At the same time, the coercion to integration which Aliaksandr Lukashenka is speaking about goes without the “green men” or other dangerous paraphernalia. So, there is a choice: either pay for oil and gas as much as the seller requires, or agree to the proposed conditions and fill in local oil refineries with cheap oil up to the roof. It’s just, both options are disadvantageous for Lukashenka now.

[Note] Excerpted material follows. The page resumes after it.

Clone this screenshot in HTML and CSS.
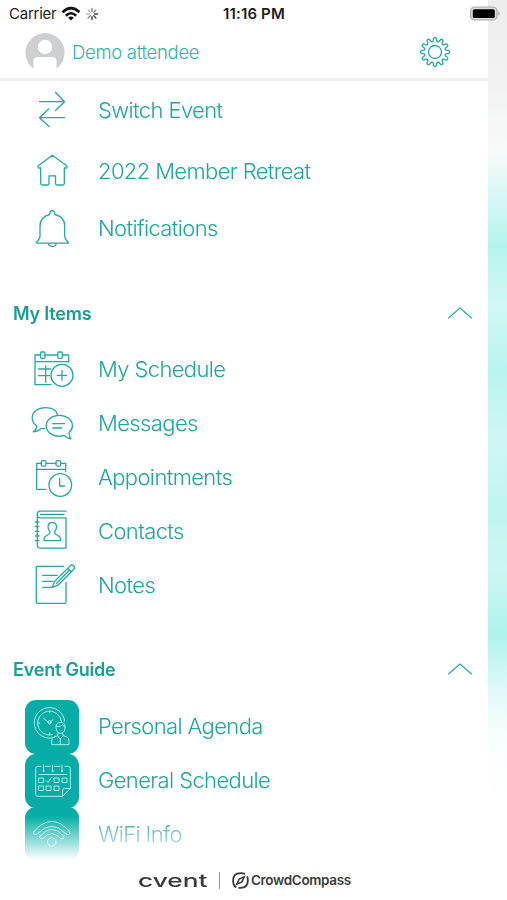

On the one hand, he understands perfectly well that Belarusians want to live in an independent state (even the pensioners have not believed in the myth “Putin will come and we will have pensions like in Russia”), and now, before his seventh term, which has long been pictured by the CEC, he is trying to look like a guarantor of independence. Moreover, Aliaksandr Lukashenka clearly understands: if something happens - integration, anschluss, unification - he is unlikely to be useful to Russia. On the other hand, before this very seventh term, publicly recognizing that the notorious economic stability has been bloated all these years, like the MMM, and now everything will collapse and there will be no money to increase salaries and pensions before the elections is also a defeat. That is, the situation is best characterized by the simple word “pitchfork”. And to predict how the next round of negotiations will end, which road maps will fly from the sleeves, is pointless. Pitchfork, unlike a rake, is an unpredictable tool.

However, cornered Lukashenka apparently does not exclude negotiations when he finally receives, not an economic, but a political proposal. Both for himself and his family. Well, he does remind Rutskoy!